30 Days Wild – Day 20 – Playing Catch-up

Still trying to catch-up with the 30 Days, Day 21 and I am just writing Day 20! Day 20 was quiet a day, before I got to the reserve I got a call to say that two cars had left the road and were in the water, as the call came from South West Water it could only be Ibsley Water! Considering the distance from the road and the trees etc in the way I had visions of vehicles leaving the road at very high speed, so expected to find lots of emergency services and general mayhem. In fact I arrived to nothing of the sort, indeed to nothing going on at all. It turned out to be the major incident that never was. The two cars had left the road but not into a lake anywhere at Blashford, but a stream on the edge of Ringwood. Somehow, by the repetition of errors and misunderstandings it had got amplified to a different location and a whole different scale of incident.
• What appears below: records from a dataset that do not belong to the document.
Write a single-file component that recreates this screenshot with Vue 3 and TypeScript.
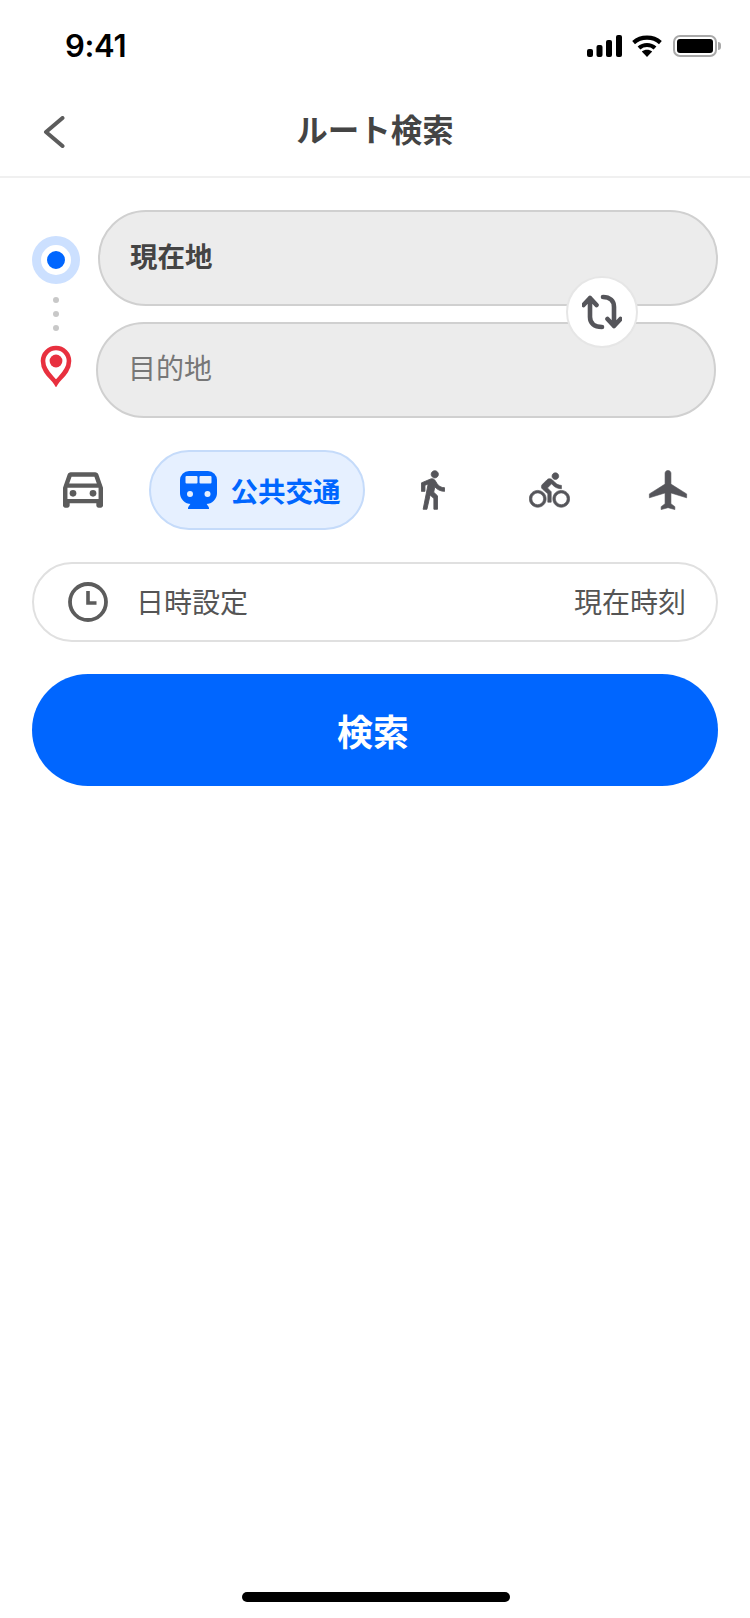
<script setup lang="ts">
type Mode = { id: string; box: string; w: number; h: number; d: string; sw: number };

const sideModes: Mode[] = [
  {
    id: "walk",
    box: "5.800 1.300 13.400 21.900",
    w: 24,
    h: 40,
    sw: 0.5,
    d: "M13.5 5.5c1.1 0 2-.9 2-2s-.9-2-2-2-2 .9-2 2 .9 2 2 2zM9.8 8.9L7 23h2.1l1.8-8 2.1 2v6h2v-7.5l-2.1-2 .6-3C14.8 12 16.8 13 19 13v-2c-1.9 0-3.5-1-4.3-2.4l-1-1.6c-.4-.6-1-1-1.7-1-.3 0-.5.1-.8.1L6 8.3V13h2V9.6l1.8-.7",
  },
  {
    id: "bike",
    box: "-0.200 1.300 24.400 20.900",
    w: 41,
    h: 36,
    sw: 0.4,
    d: "M15.5 5.5c1.1 0 2-.9 2-2s-.9-2-2-2-2 .9-2 2 .9 2 2 2zM5 12c-2.8 0-5 2.2-5 5s2.2 5 5 5 5-2.2 5-5-2.2-5-5-5zm0 8.5c-1.9 0-3.5-1.6-3.5-3.5s1.6-3.5 3.5-3.5 3.5 1.6 3.5 3.5-1.6 3.5-3.5 3.5zm5.8-10l2.4-2.4.8.8c1.3 1.3 3 2.1 5.1 2.1V9c-1.5 0-2.7-.6-3.6-1.5l-1.9-1.9c-.5-.4-1-.6-1.6-.6s-1.1.2-1.4.6L7.8 8.4c-.4.4-.6.9-.6 1.4 0 .6.2 1.1.6 1.4L11 14v5h2v-6.2l-2.2-2.3zM19 12c-2.8 0-5 2.2-5 5s2.2 5 5 5 5-2.2 5-5-2.2-5-5-5zm0 8.5c-1.9 0-3.5-1.6-3.5-3.5s1.6-3.5 3.5-3.5 3.5 1.6 3.5 3.5-1.6 3.5-3.5 3.5z",
  },
  {
    id: "plane",
    box: "1.800 1.800 19.400 20.400",
    w: 40,
    h: 40,
    sw: 0.3,
    d: "M21 16v-2l-8-5V3.5c0-.83-.67-1.5-1.5-1.5S10 2.67 10 3.5V9l-8 5v2l8-2.5V19l-2 1.5V22l3.5-1 3.5 1v-1.5L13 19v-5.5l8 2.5z",
  },
];
</script>

<template>
  <div class="screen">
    <div class="status-bar">
      <span class="time">9:41</span>
      <div class="status-icons">
        <svg width="35" height="22" viewBox="0 0 35 22" fill="#000">
          <rect x="0" y="14" width="6" height="8" rx="2" />
          <rect x="9.5" y="10" width="6" height="12" rx="2" />
          <rect x="19" y="5" width="6" height="17" rx="2" />
          <rect x="29" y="0" width="6" height="22" rx="2" />
        </svg>
        <svg width="30" height="22" viewBox="0 0 30 22" fill="none" stroke="#000" stroke-width="4.2">
          <path d="M1.6 7.6C9 1 21 1 28.4 7.6" />
          <path d="M7 13C11.5 9 18.5 9 23 13" />
          <path d="M15 22l-5.2-5.4c3-2.4 7.4-2.4 10.4 0z" fill="#000" stroke="none" />
        </svg>
        <div class="battery"><div class="battery-level"></div></div>
      </div>
    </div>

    <header class="nav">
      <button class="back" aria-label="戻る">
        <svg width="22" height="32" viewBox="0 0 22 32" fill="none" stroke="#5c5c5c" stroke-width="4" stroke-linecap="round" stroke-linejoin="round">
          <path d="M19.5 2L3 16l16.5 14" />
        </svg>
      </button>
      <h1>ルート検索</h1>
    </header>

    <section class="route">
      <div class="markers">
        <div class="origin-dot"><span></span></div>
        <div class="dots"><i></i><i></i><i></i></div>
        <svg width="32" height="42" viewBox="0 0 32 42">
          <path d="M16 38C13 33 3 27 3 16a13 13 0 0 1 26 0C29 27 19 33 16 38z" fill="#fff" stroke="#e8303f" stroke-width="4.6" />
          <circle cx="16" cy="16" r="6.4" fill="#e8303f" />
        </svg>
      </div>
      <div class="fields">
        <div class="field from">現在地</div>
        <div class="field to">目的地</div>
        <button class="swap" aria-label="入れ替え">
          <svg width="40" height="36" viewBox="0 0 40 36" fill="none" stroke="#55555a" stroke-width="4.6" stroke-linecap="round" stroke-linejoin="round">
            <path d="M20 33C12 33 8 29 8 23V4M1.500 11L8 4l6.500 7" />
            <path d="M21 3C28 3 32 7 32 13v19M25.500 25L32 32l6.500-7" />
          </svg>
        </button>
      </div>
    </section>

    <nav class="modes">
      <div class="mode car">
        <svg width="40" height="36" viewBox="3 5 18 16" fill="#5c5c5c">
          <path d="M18.92 6.010C18.720 5.420 18.160 5 17.500 5h-11c-.66 0-1.210.42-1.420 1.010L3 12v8c0 .55.45 1 1 1h1c.55 0 1-.45 1-1v-1h12v1c0 .55.45 1 1 1h1c.55 0 1-.45 1-1v-8l-2.080-5.990zM6.850 7h10.290l1.080 3.110H5.770L6.850 7zM19 17H5v-5h14v5z" />
          <circle cx="7.500" cy="14.500" r="1.500" />
          <circle cx="16.500" cy="14.500" r="1.500" />
        </svg>
      </div>
      <div class="mode active">
        <svg width="37" height="38" viewBox="0 0 37 38" fill="#0066ff">
          <path d="M9 0h19a9 9 0 0 1 9 9v13a11 11 0 0 1-11 11H11A11 11 0 0 1 0 22V9a9 9 0 0 1 9-9z" />
          <path d="M11 32h15l3 4.500V38H8v-1.500z" />
          <rect x="5.500" y="5" width="12" height="7.500" rx="1" fill="#e6f0ff" />
          <rect x="19.500" y="5" width="12" height="7.500" rx="1" fill="#e6f0ff" />
          <circle cx="10" cy="23" r="3" fill="#e6f0ff" />
          <circle cx="27.500" cy="23" r="3" fill="#e6f0ff" />
        </svg>
        <span>公共交通</span>
      </div>
      <div v-for="m in sideModes" :key="m.id" class="mode" :class="m.id">
        <svg :width="m.w" :height="m.h" :viewBox="m.box" fill="#55555a">
          <path :d="m.d" stroke="#55555a" :stroke-width="m.sw" stroke-linejoin="round" />
        </svg>
      </div>
    </nav>

    <div class="datetime">
      <svg width="40" height="40" viewBox="0 0 40 40" fill="none" stroke="#5c5c5c" stroke-width="3.800">
        <circle cx="20" cy="20" r="18" />
        <path d="M20 9v12h8.500" stroke-width="3.600" />
      </svg>
      <span class="dt-label">日時設定</span>
      <span class="dt-value">現在時刻</span>
    </div>

    <button class="search">検索</button>

    <div class="home-indicator"></div>
  </div>
</template>

<style scoped>
.screen {
  min-height: 1618px;
  display: flex;
  flex-direction: column;
  background: #fff;
  font-family: "Noto Sans CJK JP", "Noto Sans", sans-serif;
  color: #444;
  overflow: hidden;
}

.status-bar {
  height: 88px;
  display: flex;
  justify-content: space-between;
  align-items: flex-start;
  padding: 35px 33px 0 65px;
  box-sizing: border-box;
}

.time {
  font-family: Inter, "Liberation Sans", sans-serif;
  font-size: 31px;
  font-weight: 600;
  line-height: 22px;
  letter-spacing: -0.3px;
  color: #000;
}

.status-icons {
  display: flex;
  align-items: flex-start;
  gap: 10px;
}

.battery {
  position: relative;
  width: 44px;
  height: 22px;
  margin-left: 1px;
  box-sizing: border-box;
  border: 2px solid #a9a9a9;
  border-radius: 7px;
  padding: 2px;
}

.battery::after {
  content: "";
  position: absolute;
  right: -6px;
  top: 5px;
  width: 3px;
  height: 8px;
  border-radius: 0 3px 3px 0;
  background: #a9a9a9;
}

.battery-level {
  height: 100%;
  background: #000;
  border-radius: 3px;
}

.nav {
  position: relative;
  height: 90px;
  display: flex;
  align-items: center;
  justify-content: center;
  border-bottom: 2px solid #f0f0f0;
  box-sizing: border-box;
  padding-bottom: 8px;
}

.nav h1 {
  margin: 0;
  font-size: 31.5px;
  font-weight: 700;
  line-height: 44px;
  color: #444;
}

.back {
  position: absolute;
  left: 43px;
  top: 28px;
  padding: 0;
  border: 0;
  background: none;
  line-height: 0;
}

.route {
  display: flex;
  padding: 32px 32px 0;
}

.markers {
  width: 48px;
  padding-top: 26px;
  display: flex;
  flex-direction: column;
  align-items: center;
}

.origin-dot {
  width: 48px;
  height: 48px;
  border-radius: 50%;
  background: #cce0ff;
  display: flex;
  align-items: center;
  justify-content: center;
}

.origin-dot span {
  width: 18px;
  height: 18px;
  border-radius: 50%;
  background: #0066ff;
  border: 6px solid #fff;
}

.dots {
  display: flex;
  flex-direction: column;
  gap: 8px;
  margin: 13px 0 14px;
}

.dots i {
  display: block;
  width: 6px;
  height: 6px;
  border-radius: 50%;
  background: #c8c8c8;
}

.fields {
  position: relative;
  margin-left: 18px;
  display: flex;
  flex-direction: column;
  gap: 16px;
}

.field {
  width: 620px;
  height: 96px;
  box-sizing: border-box;
  border: 2px solid #d0d0d0;
  border-radius: 48px;
  background: #ececec;
  padding: 0 30px;
  font-size: 28px;
  line-height: 86px;
}

.from {
  font-size: 27.5px;
  font-weight: 700;
  color: #444;
}

.to {
  margin-left: -2px;
  color: #777;
}

.swap {
  position: absolute;
  left: 468px;
  top: 66px;
  width: 72px;
  height: 72px;
  box-sizing: border-box;
  border-radius: 50%;
  border: 2px solid #e6e6e6;
  background: #fff;
  padding: 0;
  display: flex;
  align-items: center;
  justify-content: center;
}

.modes {
  display: flex;
  gap: 16px;
  padding: 32px 32px 0;
  height: 80px;
}

.mode {
  display: flex;
  align-items: center;
  justify-content: center;
  flex-shrink: 0;
  box-sizing: border-box;
}

.car {
  width: 101px;
}

.active {
  width: 216px;
  border: 2px solid #c5dbfa;
  border-radius: 40px;
  background: #e6f0ff;
  gap: 14px;
  color: #0066ff;
  font-size: 27.5px;
  font-weight: 700;
  padding-left: 6px;
}

.walk {
  width: 104px;
}

.bike {
  width: 97px;
}

.plane {
  width: 108px;
}

.datetime {
  margin: 32px 32px 0;
  height: 80px;
  box-sizing: border-box;
  border: 2px solid #e0e0e0;
  border-radius: 40px;
  display: flex;
  align-items: center;
  padding: 0 30px 2px 34px;
  font-size: 28px;
  color: #555;
}

.datetime svg {
  margin-top: 2px;
}

.dt-label {
  margin-left: 28px;
}

.dt-value {
  margin-left: auto;
}

.search {
  margin: 32px 32px 0;
  height: 112px;
  border: 0;
  border-radius: 56px;
  background: #0066ff;
  color: #fff;
  font-family: inherit;
  font-size: 36px;
  font-weight: 700;
  padding: 0 4px 0 0;
}

.home-indicator {
  width: 268px;
  height: 10px;
  margin: auto 0 16px 242px;
  border-radius: 5px;
  background: #000;
}
</style>
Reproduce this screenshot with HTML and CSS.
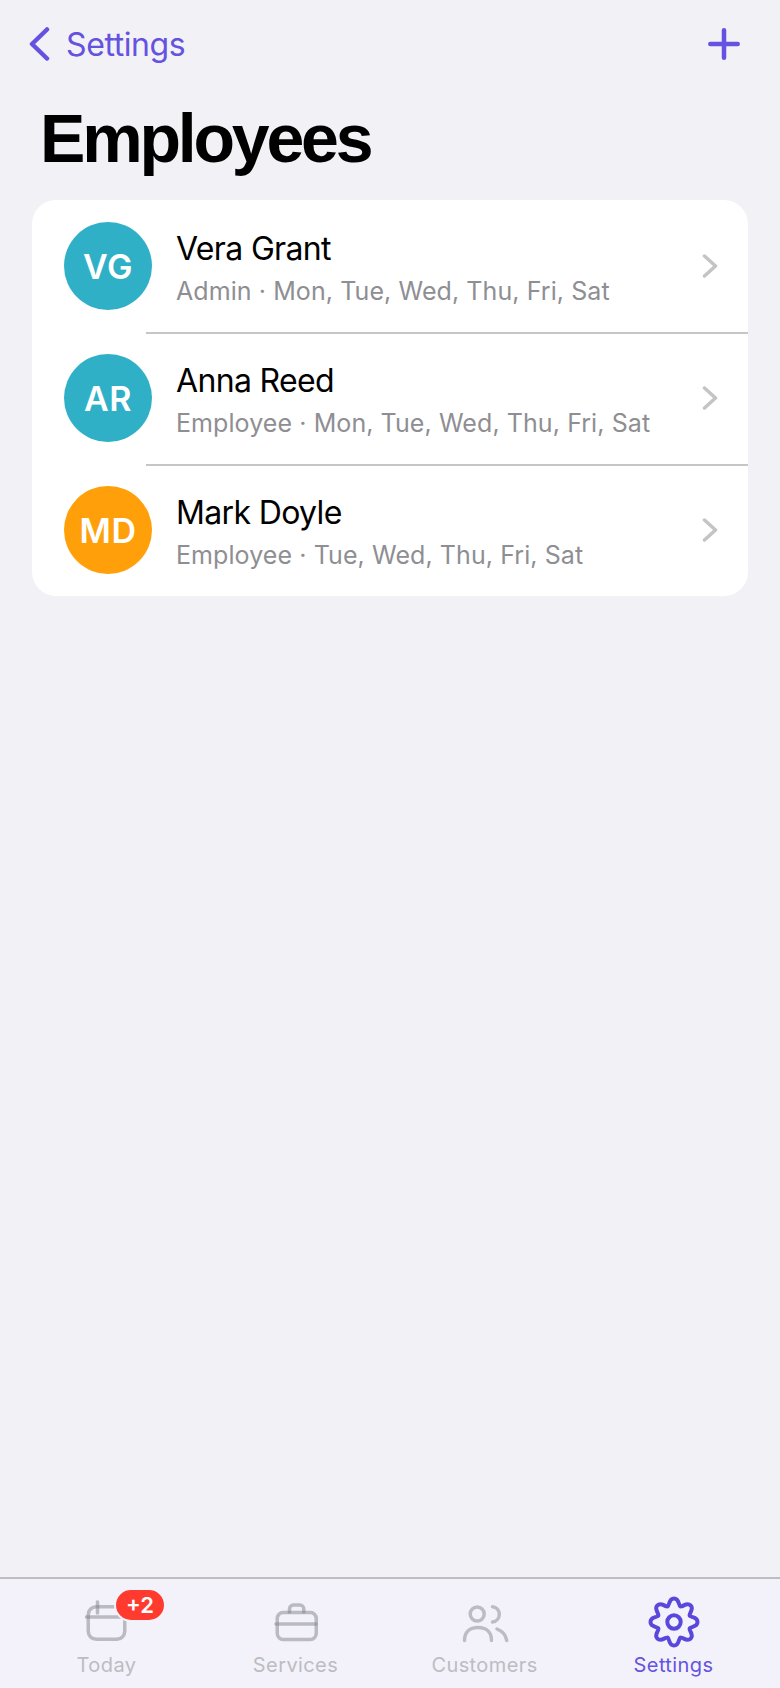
FILE: index.html
```html
<!DOCTYPE html>
<html lang="en">
<head>
    <meta charset="UTF-8">
    <meta name="viewport" content="width=device-width, initial-scale=1.0">
    <title>Employees</title>
    <link rel="stylesheet" href="styles.css">
</head>
<body>
    <div class="screen">
        <header class="navbar">
            <a class="back" href="#">
                <svg class="back-icon" width="22" height="34" viewBox="0 0 22 34"><path d="M19 2.500 4 17l15 14.500"/></svg>
                <span>Settings</span>
            </a>
            <svg class="add-icon" width="32" height="32" viewBox="0 0 32 32"><path d="M16 2.300v27.400M2.300 16h27.400"/></svg>
        </header>

        <h1 class="title">Employees</h1>

        <main class="list">
            <div class="row">
                <div class="avatar teal">VG</div>
                <div class="row-body">
                    <div class="row-text">
                        <div class="name">Vera Grant</div>
                        <div class="meta">Admin · Mon, Tue, Wed, Thu, Fri, Sat</div>
                    </div>
                    <svg class="chevron" width="16" height="24" viewBox="0 0 16 24"><path d="m2.500 2 11 10-11 10"/></svg>
                </div>
            </div>
            <div class="row">
                <div class="avatar teal">AR</div>
                <div class="row-body">
                    <div class="row-text">
                        <div class="name">Anna Reed</div>
                        <div class="meta">Employee · Mon, Tue, Wed, Thu, Fri, Sat</div>
                    </div>
                    <svg class="chevron" width="16" height="24" viewBox="0 0 16 24"><path d="m2.500 2 11 10-11 10"/></svg>
                </div>
            </div>
            <div class="row">
                <div class="avatar orange">MD</div>
                <div class="row-body">
                    <div class="row-text">
                        <div class="name">Mark Doyle</div>
                        <div class="meta">Employee · Tue, Wed, Thu, Fri, Sat</div>
                    </div>
                    <svg class="chevron" width="16" height="24" viewBox="0 0 16 24"><path d="m2.500 2 11 10-11 10"/></svg>
                </div>
            </div>
        </main>

        <nav class="tabbar">
            <a class="tab" href="#">
                <span class="tab-icon">
                    <svg class="line-icon" width="52" height="52" viewBox="0 0 52 52">
                        <rect x="7.250" y="10.750" width="36.500" height="32.500" rx="8"/>
                        <path d="M5.500 21h38"/>
                        <path d="M16.500 6v11"/>
                    </svg>
                    <span class="badge">+2</span>
                </span>
                <span class="tab-label">Today</span>
            </a>
            <a class="tab" href="#">
                <span class="tab-icon">
                    <svg class="line-icon" width="52" height="52" viewBox="0 0 52 52">
                        <rect x="7.250" y="16.500" width="39" height="27" rx="6"/>
                        <path d="M6 28h40"/>
                        <path d="M19.500 16v-3a4 4 0 0 1 4-4h6.300a4 4 0 0 1 4 4v3"/>
                    </svg>
                </span>
                <span class="tab-label">Services</span>
            </a>
            <a class="tab" href="#">
                <span class="tab-icon">
                    <svg class="line-icon solid" width="52" height="52" viewBox="0 0 52 52">
                        <circle cx="18.200" cy="18" r="7"/>
                        <path d="M5.500 44.500c0-8.500 5.500-13 13.500-13s13.500 4.500 13.500 13"/>
                        <path d="M33.500 10.700c4 .5 6.800 3.700 6.800 7.500s-2.800 7.200-6.800 7.800"/>
                        <path d="M38 33c5 2 8.800 6 9.700 11.500"/>
                    </svg>
                </span>
                <span class="tab-label">Customers</span>
            </a>
            <a class="tab active" href="#">
                <span class="tab-icon">
                    <svg class="line-icon solid" width="52" height="52" viewBox="0 0 52 52">
                        <path id="cog" d="M19.490 10.290C21.900 9.300 20.500 2.500 26 2.500S30.100 9.300 32.510 10.290"/>
                        <use href="#cog" transform="rotate(45 26 26)"/>
                        <use href="#cog" transform="rotate(90 26 26)"/>
                        <use href="#cog" transform="rotate(135 26 26)"/>
                        <use href="#cog" transform="rotate(180 26 26)"/>
                        <use href="#cog" transform="rotate(225 26 26)"/>
                        <use href="#cog" transform="rotate(270 26 26)"/>
                        <use href="#cog" transform="rotate(315 26 26)"/>
                        <circle cx="26" cy="26" r="6.700"/>
                    </svg>
                </span>
                <span class="tab-label">Settings</span>
            </a>
        </nav>
    </div>
</body>
</html>
```

FILE: styles.css
```css
* {
    box-sizing: border-box;
}

body {
    margin: 0;
    background-color: #f1f1f6;
    font-family: Inter, "Liberation Sans", sans-serif;
}

a {
    text-decoration: none;
    color: inherit;
}

.screen {
    display: flex;
    flex-direction: column;
    height: 1688px;
}

.navbar {
    display: flex;
    align-items: center;
    justify-content: space-between;
    height: 34px;
    margin-top: 27px;
    padding: 0 40px 0 28px;
    color: #6552e0;
}

.back {
    display: flex;
    align-items: center;
    gap: 16px;
    font-size: 32px;
    letter-spacing: -0.4px;
}

.back-icon,
.add-icon {
    fill: none;
    stroke: #6552e0;
    stroke-linecap: round;
    stroke-linejoin: round;
    stroke-width: 4.5;
}

.title {
    margin: 38px 0 0 40px;
    font-family: "Liberation Sans", Arial, sans-serif;
    font-size: 68px;
    font-weight: 700;
    line-height: 78px;
    letter-spacing: -3.2px;
    color: #000;
}

.list {
    margin: 23px 32px 0;
    padding-top: 2px;
    background-color: #fff;
    border-radius: 24px;
    overflow: hidden;
}

.row {
    display: flex;
    align-items: stretch;
    padding-left: 32px;
}

.avatar {
    flex: none;
    display: flex;
    align-items: center;
    justify-content: center;
    width: 88px;
    height: 88px;
    margin: 20px 0 24px;
    border-radius: 50%;
    color: #fff;
    font-size: 34px;
    font-weight: 600;
    letter-spacing: 0.5px;
}

.row:last-child .avatar {
    margin-bottom: 22px;
}

.teal {
    background-color: #30b0c7;
}

.orange {
    background-color: #ff9f0a;
}

.row-body {
    flex: 1;
    display: flex;
    align-items: center;
    justify-content: space-between;
    margin-left: -6px;
    padding: 0 30px 0 30px;
    border-bottom: 2px solid #c6c6c8;
}

.row:last-child .row-body {
    border-bottom: 0;
}

.row-text {
    margin-top: 2px;
}

.name {
    font-size: 32px;
    line-height: 40px;
    letter-spacing: -0.65px;
    color: #000;
}

.meta {
    margin-top: 6px;
    font-size: 25px;
    line-height: 32px;
    letter-spacing: 0.08px;
    color: #8e8e93;
}

.chevron {
    margin-bottom: 2px;
    fill: none;
    stroke: #c4c4c7;
    stroke-linecap: round;
    stroke-linejoin: round;
    stroke-width: 3.5;
}

.tabbar {
    display: grid;
    grid-template-columns: repeat(4, 1fr);
    margin-top: auto;
    height: 111px;
    padding: 17px 12px 0;
    background-color: #f3f2fa;
    border-top: 2px solid #bdbdc2;
}

.tab {
    display: flex;
    flex-direction: column;
    align-items: center;
    color: #bcbcc2;
}

.tab-icon {
    position: relative;
    display: block;
    width: 52px;
    height: 52px;
}

.line-icon {
    display: block;
    fill: none;
    stroke: rgba(130, 130, 140, 0.5);
    stroke-linecap: round;
    stroke-linejoin: round;
    stroke-width: 3.500;
}

.line-icon.solid {
    stroke: #bcbcc2;
}

.tab.active {
    color: #6552e0;
}

.tab.active .line-icon {
    stroke: #5a48dc;
    stroke-width: 4;
}

.tab-label {
    margin-top: 4px;
    font-size: 20px;
    line-height: 26px;
    letter-spacing: 0.4px;
}

.badge {
    position: absolute;
    top: -6px;
    left: 35.500px;
    width: 48px;
    height: 30px;
    border-radius: 15px;
    background-color: #ff3b30;
    box-shadow: 0 0 0 2px #f3f2fa;
    color: #fff;
    font-size: 22px;
    font-weight: 600;
    line-height: 30px;
    text-align: center;
}
```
After this the rest of the day was quiet, I checked the moth trap and trimmed some paths, the recent rain has sped up growth tremendously and I will have to get out again next week.

The moth trap included some notable species, best of all was a lunar yellow underwing, a very local species in the UK with the main population in the Suffolk Sandlings. Locally there is a population on Porton Down and a small one at Blashford Lakes, where I see one or two in most years.

lunar yellow underwing 4x3

lunar yellow underwing

There was also an Evergestis limbata a Pyralid moth that was first discovered in the UK in 1994 on the Isle of Wight. I have seen it a number of times at Blashford, perhaps because the larvae feed on garlic mustard, which is very common on the reserve.

Evergestis limbata

Evergestis limbata

Much more common, but very attractive were two small angle shades.

small angle shades

small angle shades

Later in the afternoon I made a quick visit to the sweep meadow where Tracy had seen several bee wolf the other day and I was not disappointed. This wasp hunts honey-bees to provision its nests. This one is a male, they do not enter the nest tunnels dug into the sand, but wait near them to see if they can find a female to mate with.

bee wolf (male)

bee wolf (male)

I will see if I can do Day 21 and 22 tomorrow and so catch up, just a week to go and another 30 Days will have flown by. Not that I restrict myself to only doing wildlife related things to the month of June, just in case you were wondering!

 

30 Days Wild – Day 15

Up hideously early and out to do a breeding bird survey, luckily the weather was fine, although I could have done without it having rained overnight as the trees were dripping and the tall grass very wet. Still it was calm and sunny and, for mid June, a good few birds were singing. As well as the birds I saw my first meadow brown of the year, actually lots of them and also a few common spotted and southern marsh orchid and a single Mother Shipton moth. 

common spotted orchid or hybrid

common spotted orchid, or possibly a hybrid as the leaves were unspotted. (I have just spotted the 7-spot ladybird in this shot!)

I arrived at Blashford by ten o’clock and had a quick check of the moth trap, rather few moths but very fresh individuals of small angle shades and lime hawkmoth. However it was the trays of creatures laid out for the school pond-dipping session that caught my eye, in particular one containing a water stick insect nymph.

water stick insect nymph

water stick insect nymph

The sun came out briefly at lunchtime so I went out for a break from the desk and nectaring on a hemlock water-dropwort plant was a very fresh red admiral.

red admiral 2

red admiral

There are quite good numbers of migrant insects about just now, there have been modest arrivals of red admiral and painted lady butterflies and huge numbers of the tiny diamond-back moth, so many that they have made the national news and it is not often a micro-moth does that! There are also lots of the marmalade hoverfly and silver Y moths, if you have flowers out in the garden you will almost certainly be able to see them nectaring at dusk.

My afternoon was spent in a meeting, but as it was still sunny when I got home I took a look in the garden and found this swollen-thighed beetle (Oedemera nobilis) feeding on an ox-eye daisy in our mini-meadow.